QUEEN'S servant Margaret ''Bobo'' MacDonald has died peacefully in her

sleep at her home in Buckingham Palace. She was 89.

Once described as the Queen's closest confidante, Miss MacDonald, a

farmer's daughter from the Black Isle, north of Inverness, served her

for 67 years, first as nursemaid and then as dresser, looking after her

clothes and jewels.

Her affectionate nickname is thought to have been the first word the

Queen uttered.

Miss MacDonald, who accompanied the Queen on dozens of foreign tours,

was forced by ill-health to retire about three years ago. She never

married.

Confirming Miss MacDonald's death, a Buckingham Palace spokesman said:

''The Queen is naturally very sad about the news.''

Her sister Ruby is also a member of the royal household, and used to

work for Princess Margaret.

The Queen, in a personal gift, made Miss MacDonald a Lieutenant of the

Royal Victorian Order in the New Year Honours in 1986.

Miss MacDonald, who was born in 1904, is said to have been the only

person outside the royal family to be allowed to call the Queen by her

abbreviated name, Lilibet.

Royal watchers through the years observed that she was probably the

only person who could, and would, say anything to the Queen that she

thought she should know.

They are said to have shared a bedroom when the Queen was a child, and

an air raid shelter under Windsor Castle in wartime.

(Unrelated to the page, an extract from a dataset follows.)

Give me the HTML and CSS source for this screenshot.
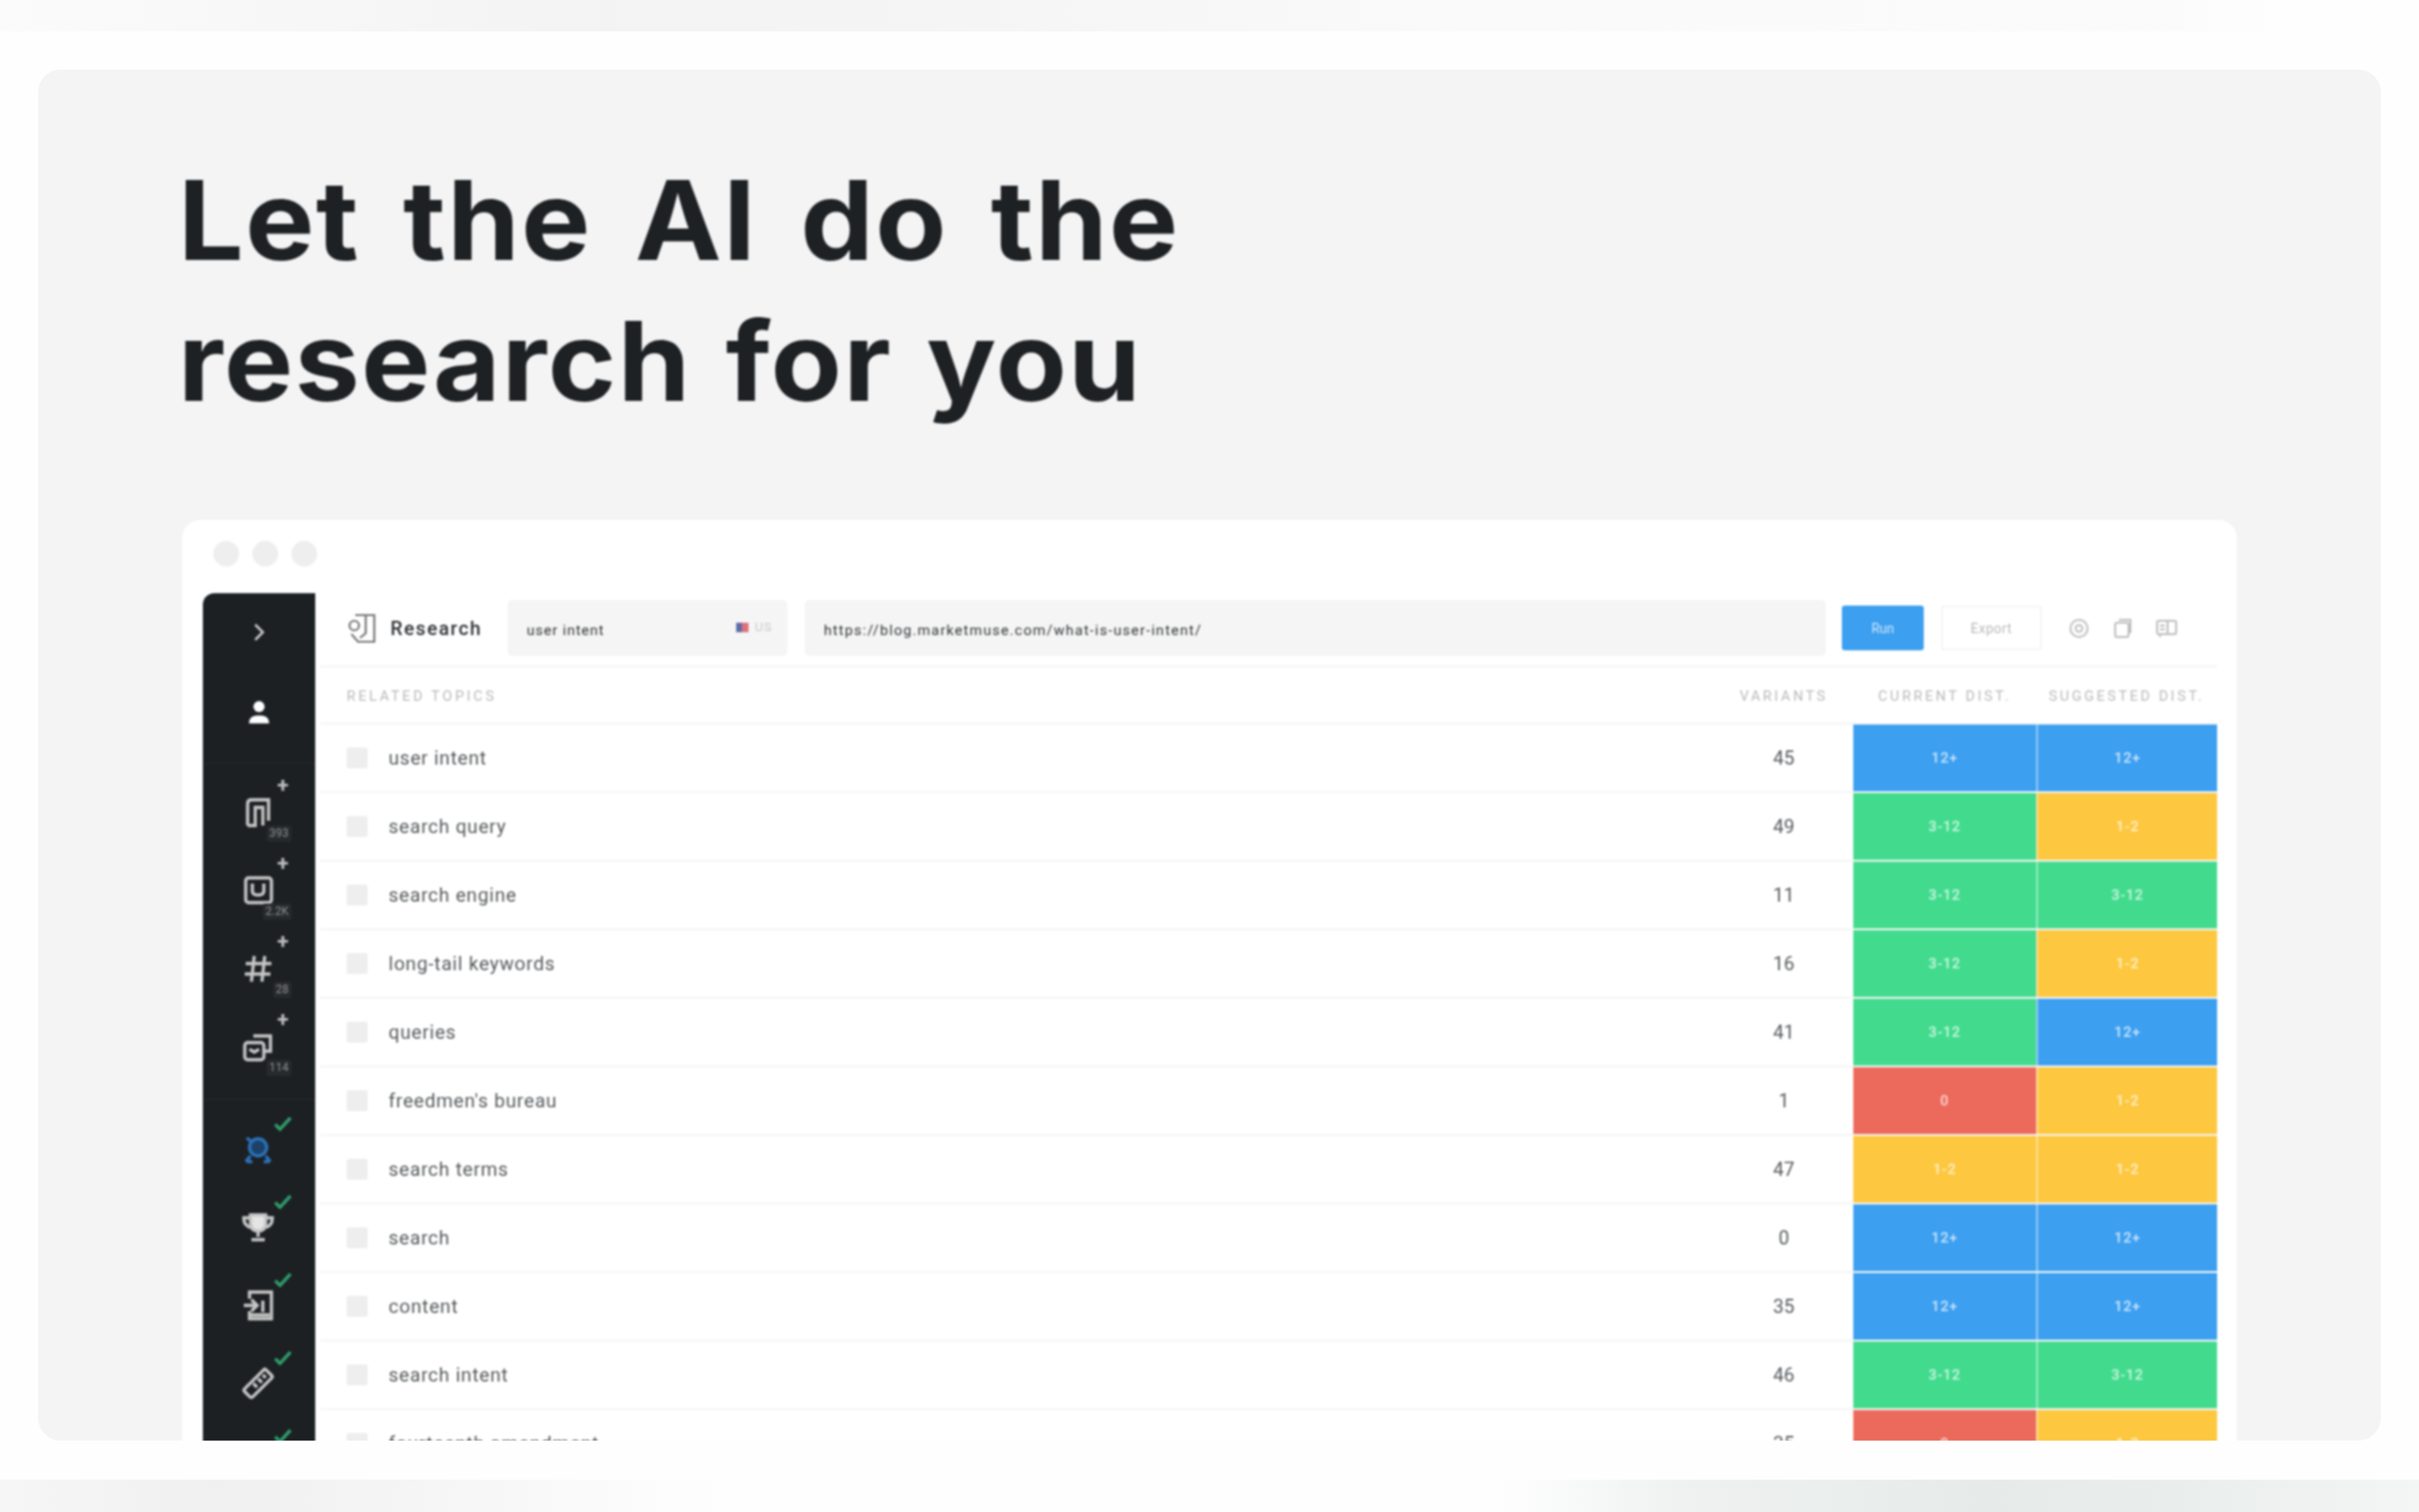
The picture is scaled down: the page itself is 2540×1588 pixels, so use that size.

Miss MacDonald featured in childhood essays by the future Queen. In

one about the morning of her father's Coronation in 1937, she wrote: ''I

leapt out of bed and so did Bobo. We put on dressing gowns and shoes,

and Bobo made me put on an eiderdown as it was cold, and we crouched in

the window looking on to a cold, misty morning.''

The servant accompanied the then Princess Elizabeth and the Duke of

Edinburgh on honeymoon in 1947.

When King George VI bade farewell to his daughter for what was to be

the last time, as she flew to Kenya in 1952, he said to Miss MacDonald:

''Look after the princess for me, Bobo.''

In her 80s Miss MacDonald still awoke her mistress with a cup of tea,

ran her bath, and laid out her clothes and jewellery.

It is said that on Miss MacDonald's birthday, the Queen returned the

favour and took her dresser a cup of tea.